- _Provided data_

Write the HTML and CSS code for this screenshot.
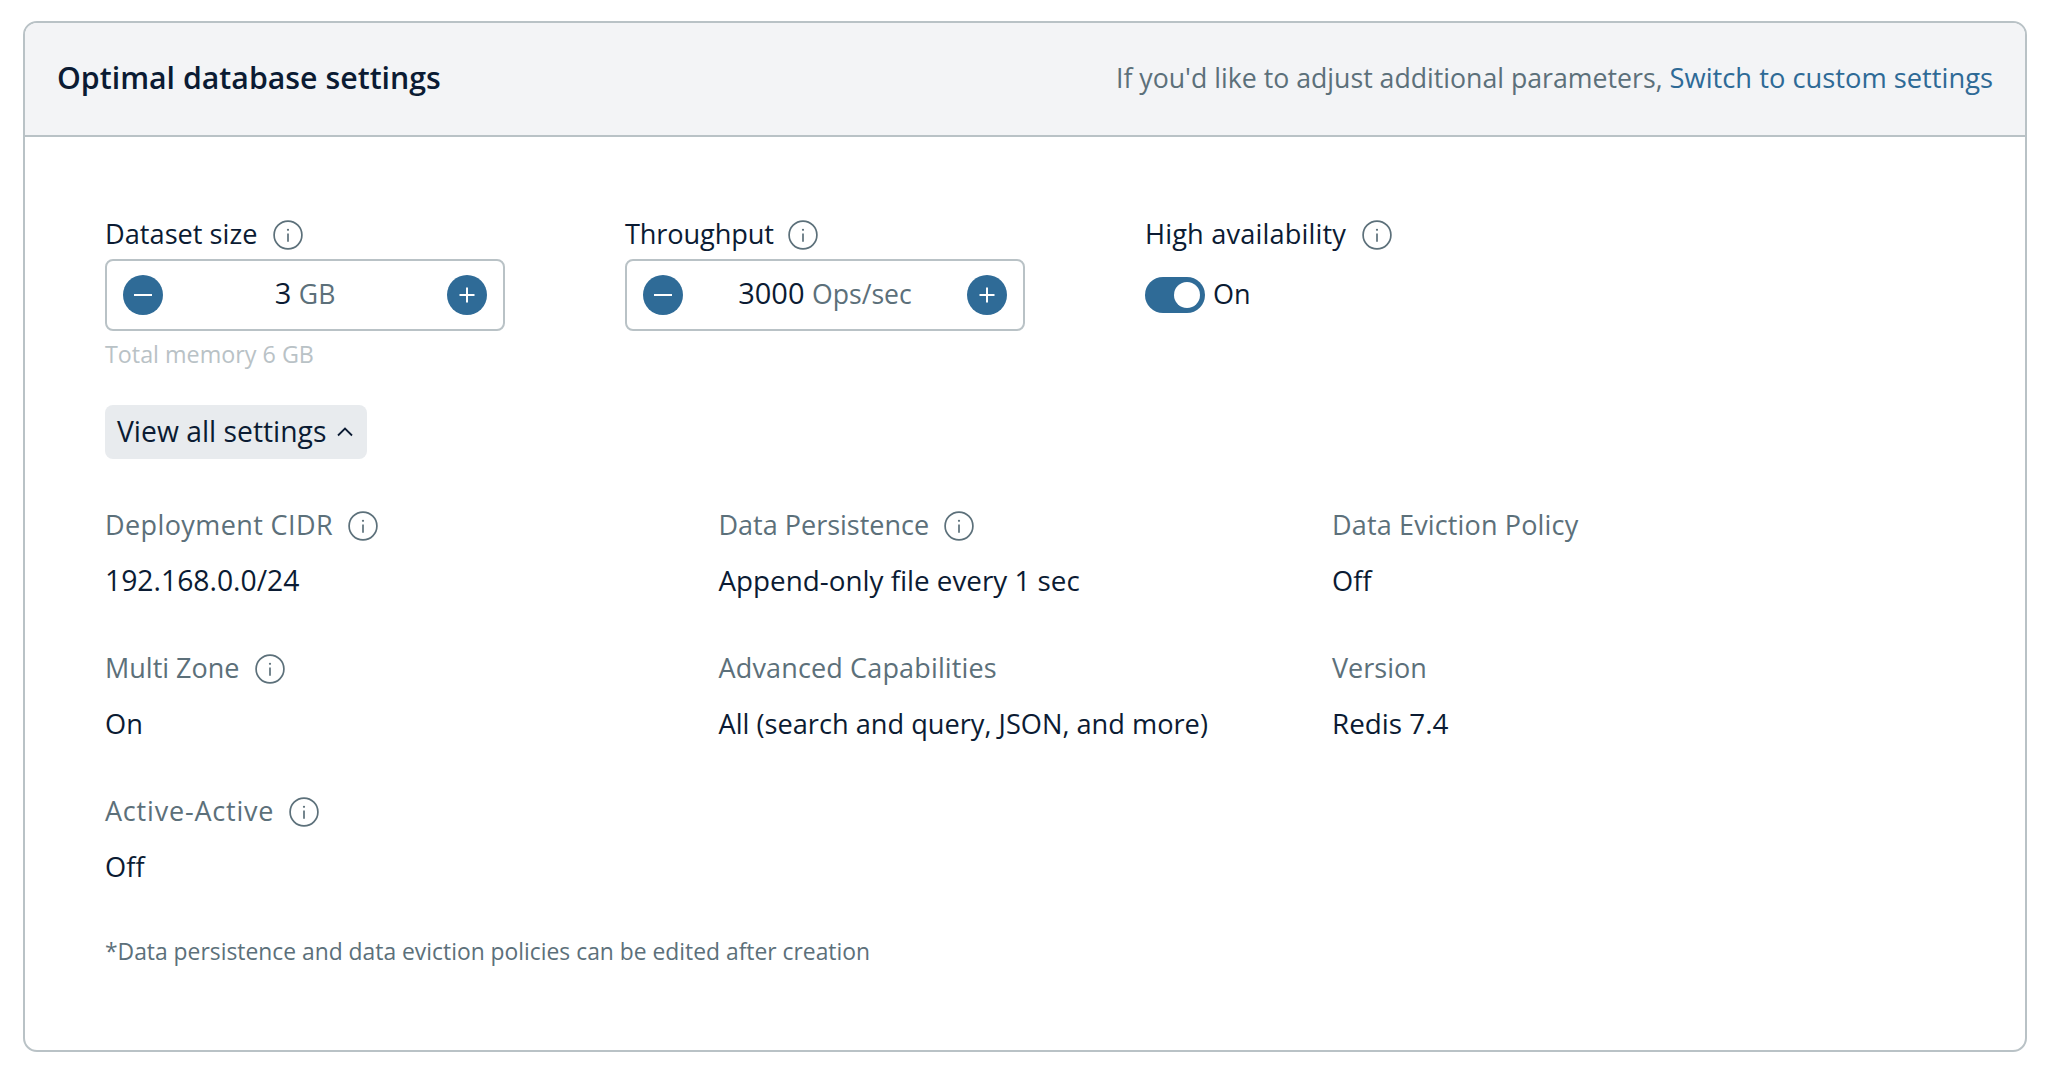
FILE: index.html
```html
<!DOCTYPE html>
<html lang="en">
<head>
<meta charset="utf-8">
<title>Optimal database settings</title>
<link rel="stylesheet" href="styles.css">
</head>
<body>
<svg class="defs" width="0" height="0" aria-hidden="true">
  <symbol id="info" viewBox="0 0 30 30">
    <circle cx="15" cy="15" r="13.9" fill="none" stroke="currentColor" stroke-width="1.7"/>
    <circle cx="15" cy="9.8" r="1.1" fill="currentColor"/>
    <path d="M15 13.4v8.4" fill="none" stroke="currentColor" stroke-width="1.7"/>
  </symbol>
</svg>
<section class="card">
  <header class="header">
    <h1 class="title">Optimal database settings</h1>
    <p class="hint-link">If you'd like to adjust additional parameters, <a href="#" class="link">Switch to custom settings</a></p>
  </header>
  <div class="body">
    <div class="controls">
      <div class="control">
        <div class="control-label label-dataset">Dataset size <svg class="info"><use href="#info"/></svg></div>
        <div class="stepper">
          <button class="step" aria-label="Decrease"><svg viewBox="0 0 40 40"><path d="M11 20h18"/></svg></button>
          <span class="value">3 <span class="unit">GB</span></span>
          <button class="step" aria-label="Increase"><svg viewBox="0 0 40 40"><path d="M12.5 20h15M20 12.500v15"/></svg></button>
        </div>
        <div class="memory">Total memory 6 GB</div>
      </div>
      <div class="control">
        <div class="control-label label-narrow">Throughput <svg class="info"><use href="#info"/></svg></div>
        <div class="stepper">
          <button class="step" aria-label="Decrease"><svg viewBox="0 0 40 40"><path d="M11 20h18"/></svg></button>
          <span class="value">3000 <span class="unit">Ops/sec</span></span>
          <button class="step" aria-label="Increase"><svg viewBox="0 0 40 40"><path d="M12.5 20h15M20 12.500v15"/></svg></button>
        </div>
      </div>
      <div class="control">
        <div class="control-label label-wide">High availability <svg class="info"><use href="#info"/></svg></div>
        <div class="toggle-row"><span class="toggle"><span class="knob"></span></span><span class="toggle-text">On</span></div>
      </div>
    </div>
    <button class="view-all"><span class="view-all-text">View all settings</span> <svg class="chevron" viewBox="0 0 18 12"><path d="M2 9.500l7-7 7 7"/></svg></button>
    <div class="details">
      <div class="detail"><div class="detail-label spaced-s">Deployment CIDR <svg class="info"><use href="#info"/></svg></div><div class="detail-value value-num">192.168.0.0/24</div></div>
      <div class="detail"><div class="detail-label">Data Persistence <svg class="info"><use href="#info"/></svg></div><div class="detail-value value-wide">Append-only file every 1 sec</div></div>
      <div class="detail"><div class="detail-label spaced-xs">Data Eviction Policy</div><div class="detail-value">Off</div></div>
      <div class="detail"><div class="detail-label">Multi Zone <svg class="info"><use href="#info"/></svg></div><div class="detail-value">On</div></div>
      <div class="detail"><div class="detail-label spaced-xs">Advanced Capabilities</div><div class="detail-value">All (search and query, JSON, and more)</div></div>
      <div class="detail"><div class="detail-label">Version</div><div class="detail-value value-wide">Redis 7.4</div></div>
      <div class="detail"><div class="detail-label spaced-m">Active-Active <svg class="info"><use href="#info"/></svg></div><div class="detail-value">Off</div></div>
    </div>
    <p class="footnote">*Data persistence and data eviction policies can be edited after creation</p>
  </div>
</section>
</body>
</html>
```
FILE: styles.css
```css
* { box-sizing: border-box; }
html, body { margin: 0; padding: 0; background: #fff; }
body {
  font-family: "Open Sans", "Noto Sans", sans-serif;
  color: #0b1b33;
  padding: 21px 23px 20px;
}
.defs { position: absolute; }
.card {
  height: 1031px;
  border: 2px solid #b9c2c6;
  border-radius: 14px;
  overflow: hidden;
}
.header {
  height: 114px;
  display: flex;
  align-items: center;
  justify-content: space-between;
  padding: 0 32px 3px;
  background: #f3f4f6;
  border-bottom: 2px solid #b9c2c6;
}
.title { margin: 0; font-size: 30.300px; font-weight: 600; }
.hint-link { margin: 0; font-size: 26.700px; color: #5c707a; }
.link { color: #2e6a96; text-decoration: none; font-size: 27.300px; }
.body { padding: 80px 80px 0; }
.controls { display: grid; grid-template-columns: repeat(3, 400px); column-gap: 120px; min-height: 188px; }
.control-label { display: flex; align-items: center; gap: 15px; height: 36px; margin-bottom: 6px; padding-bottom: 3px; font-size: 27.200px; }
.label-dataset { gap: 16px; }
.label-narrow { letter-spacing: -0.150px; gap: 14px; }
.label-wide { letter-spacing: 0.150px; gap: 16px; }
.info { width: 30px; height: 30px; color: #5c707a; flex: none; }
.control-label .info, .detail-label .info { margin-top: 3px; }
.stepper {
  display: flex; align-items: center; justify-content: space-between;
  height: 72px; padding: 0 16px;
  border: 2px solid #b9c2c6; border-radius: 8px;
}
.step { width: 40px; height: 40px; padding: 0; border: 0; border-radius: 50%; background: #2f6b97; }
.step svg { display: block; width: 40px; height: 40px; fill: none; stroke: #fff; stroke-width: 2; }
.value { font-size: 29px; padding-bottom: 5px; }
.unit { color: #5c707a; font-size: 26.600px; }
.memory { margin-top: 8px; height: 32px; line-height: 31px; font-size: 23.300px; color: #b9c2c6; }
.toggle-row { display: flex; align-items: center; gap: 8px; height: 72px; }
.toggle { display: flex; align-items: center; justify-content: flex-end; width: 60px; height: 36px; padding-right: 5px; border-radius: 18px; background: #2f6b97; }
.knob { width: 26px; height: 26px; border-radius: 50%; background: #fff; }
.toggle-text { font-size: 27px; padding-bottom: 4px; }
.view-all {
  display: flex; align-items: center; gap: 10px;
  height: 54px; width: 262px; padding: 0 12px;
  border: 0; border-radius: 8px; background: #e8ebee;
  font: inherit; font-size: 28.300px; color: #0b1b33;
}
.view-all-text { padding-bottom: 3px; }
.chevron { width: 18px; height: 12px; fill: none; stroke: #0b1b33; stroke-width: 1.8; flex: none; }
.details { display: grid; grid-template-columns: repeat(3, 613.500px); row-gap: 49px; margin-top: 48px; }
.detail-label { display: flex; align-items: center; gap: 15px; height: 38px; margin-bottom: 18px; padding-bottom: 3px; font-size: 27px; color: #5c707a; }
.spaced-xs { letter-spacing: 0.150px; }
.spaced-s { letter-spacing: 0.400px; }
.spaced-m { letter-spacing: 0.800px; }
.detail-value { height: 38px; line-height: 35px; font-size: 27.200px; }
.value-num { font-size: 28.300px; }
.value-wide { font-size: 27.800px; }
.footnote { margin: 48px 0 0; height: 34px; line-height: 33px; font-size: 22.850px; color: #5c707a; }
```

- _Task to carry out_
Would you return the data exactly as written, without the pictures?

- _Written answer_
Write the HTML and CSS code for this screenshot.
FILE: index.html
```html
<!DOCTYPE html>
<html lang="en">
<head>
<meta charset="utf-8">
<title>Optimal database settings</title>
<link rel="stylesheet" href="styles.css">
</head>
<body>
<svg class="defs" width="0" height="0" aria-hidden="true">
  <symbol id="info" viewBox="0 0 30 30">
    <circle cx="15" cy="15" r="13.9" fill="none" stroke="currentColor" stroke-width="1.7"/>
    <circle cx="15" cy="9.8" r="1.1" fill="currentColor"/>
    <path d="M15 13.4v8.4" fill="none" stroke="currentColor" stroke-width="1.7"/>
  </symbol>
</svg>
<section class="card">
  <header class="header">
    <h1 class="title">Optimal database settings</h1>
    <p class="hint-link">If you'd like to adjust additional parameters, <a href="#" class="link">Switch to custom settings</a></p>
  </header>
  <div class="body">
    <div class="controls">
      <div class="control">
        <div class="control-label label-dataset">Dataset size <svg class="info"><use href="#info"/></svg></div>
        <div class="stepper">
          <button class="step" aria-label="Decrease"><svg viewBox="0 0 40 40"><path d="M11 20h18"/></svg></button>
          <span class="value">3 <span class="unit">GB</span></span>
          <button class="step" aria-label="Increase"><svg viewBox="0 0 40 40"><path d="M12.5 20h15M20 12.500v15"/></svg></button>
        </div>
        <div class="memory">Total memory 6 GB</div>
      </div>
      <div class="control">
        <div class="control-label label-narrow">Throughput <svg class="info"><use href="#info"/></svg></div>
        <div class="stepper">
          <button class="step" aria-label="Decrease"><svg viewBox="0 0 40 40"><path d="M11 20h18"/></svg></button>
          <span class="value">3000 <span class="unit">Ops/sec</span></span>
          <button class="step" aria-label="Increase"><svg viewBox="0 0 40 40"><path d="M12.5 20h15M20 12.500v15"/></svg></button>
        </div>
      </div>
      <div class="control">
        <div class="control-label label-wide">High availability <svg class="info"><use href="#info"/></svg></div>
        <div class="toggle-row"><span class="toggle"><span class="knob"></span></span><span class="toggle-text">On</span></div>
      </div>
    </div>
    <button class="view-all"><span class="view-all-text">View all settings</span> <svg class="chevron" viewBox="0 0 18 12"><path d="M2 9.500l7-7 7 7"/></svg></button>
    <div class="details">
      <div class="detail"><div class="detail-label spaced-s">Deployment CIDR <svg class="info"><use href="#info"/></svg></div><div class="detail-value value-num">192.168.0.0/24</div></div>
      <div class="detail"><div class="detail-label">Data Persistence <svg class="info"><use href="#info"/></svg></div><div class="detail-value value-wide">Append-only file every 1 sec</div></div>
      <div class="detail"><div class="detail-label spaced-xs">Data Eviction Policy</div><div class="detail-value">Off</div></div>
      <div class="detail"><div class="detail-label">Multi Zone <svg class="info"><use href="#info"/></svg></div><div class="detail-value">On</div></div>
      <div class="detail"><div class="detail-label spaced-xs">Advanced Capabilities</div><div class="detail-value">All (search and query, JSON, and more)</div></div>
      <div class="detail"><div class="detail-label">Version</div><div class="detail-value value-wide">Redis 7.4</div></div>
      <div class="detail"><div class="detail-label spaced-m">Active-Active <svg class="info"><use href="#info"/></svg></div><div class="detail-value">Off</div></div>
    </div>
    <p class="footnote">*Data persistence and data eviction policies can be edited after creation</p>
  </div>
</section>
</body>
</html>
```
FILE: styles.css
```css
* { box-sizing: border-box; }
html, body { margin: 0; padding: 0; background: #fff; }
body {
  font-family: "Open Sans", "Noto Sans", sans-serif;
  color: #0b1b33;
  padding: 21px 23px 20px;
}
.defs { position: absolute; }
.card {
  height: 1031px;
  border: 2px solid #b9c2c6;
  border-radius: 14px;
  overflow: hidden;
}
.header {
  height: 114px;
  display: flex;
  align-items: center;
  justify-content: space-between;
  padding: 0 32px 3px;
  background: #f3f4f6;
  border-bottom: 2px solid #b9c2c6;
}
.title { margin: 0; font-size: 30.300px; font-weight: 600; }
.hint-link { margin: 0; font-size: 26.700px; color: #5c707a; }
.link { color: #2e6a96; text-decoration: none; font-size: 27.300px; }
.body { padding: 80px 80px 0; }
.controls { display: grid; grid-template-columns: repeat(3, 400px); column-gap: 120px; min-height: 188px; }
.control-label { display: flex; align-items: center; gap: 15px; height: 36px; margin-bottom: 6px; padding-bottom: 3px; font-size: 27.200px; }
.label-dataset { gap: 16px; }
.label-narrow { letter-spacing: -0.150px; gap: 14px; }
.label-wide { letter-spacing: 0.150px; gap: 16px; }
.info { width: 30px; height: 30px; color: #5c707a; flex: none; }
.control-label .info, .detail-label .info { margin-top: 3px; }
.stepper {
  display: flex; align-items: center; justify-content: space-between;
  height: 72px; padding: 0 16px;
  border: 2px solid #b9c2c6; border-radius: 8px;
}
.step { width: 40px; height: 40px; padding: 0; border: 0; border-radius: 50%; background: #2f6b97; }
.step svg { display: block; width: 40px; height: 40px; fill: none; stroke: #fff; stroke-width: 2; }
.value { font-size: 29px; padding-bottom: 5px; }
.unit { color: #5c707a; font-size: 26.600px; }
.memory { margin-top: 8px; height: 32px; line-height: 31px; font-size: 23.300px; color: #b9c2c6; }
.toggle-row { display: flex; align-items: center; gap: 8px; height: 72px; }
.toggle { display: flex; align-items: center; justify-content: flex-end; width: 60px; height: 36px; padding-right: 5px; border-radius: 18px; background: #2f6b97; }
.knob { width: 26px; height: 26px; border-radius: 50%; background: #fff; }
.toggle-text { font-size: 27px; padding-bottom: 4px; }
.view-all {
  display: flex; align-items: center; gap: 10px;
  height: 54px; width: 262px; padding: 0 12px;
  border: 0; border-radius: 8px; background: #e8ebee;
  font: inherit; font-size: 28.300px; color: #0b1b33;
}
.view-all-text { padding-bottom: 3px; }
.chevron { width: 18px; height: 12px; fill: none; stroke: #0b1b33; stroke-width: 1.8; flex: none; }
.details { display: grid; grid-template-columns: repeat(3, 613.500px); row-gap: 49px; margin-top: 48px; }
.detail-label { display: flex; align-items: center; gap: 15px; height: 38px; margin-bottom: 18px; padding-bottom: 3px; font-size: 27px; color: #5c707a; }
.spaced-xs { letter-spacing: 0.150px; }
.spaced-s { letter-spacing: 0.400px; }
.spaced-m { letter-spacing: 0.800px; }
.detail-value { height: 38px; line-height: 35px; font-size: 27.200px; }
.value-num { font-size: 28.300px; }
.value-wide { font-size: 27.800px; }
.footnote { margin: 48px 0 0; height: 34px; line-height: 33px; font-size: 22.850px; color: #5c707a; }
```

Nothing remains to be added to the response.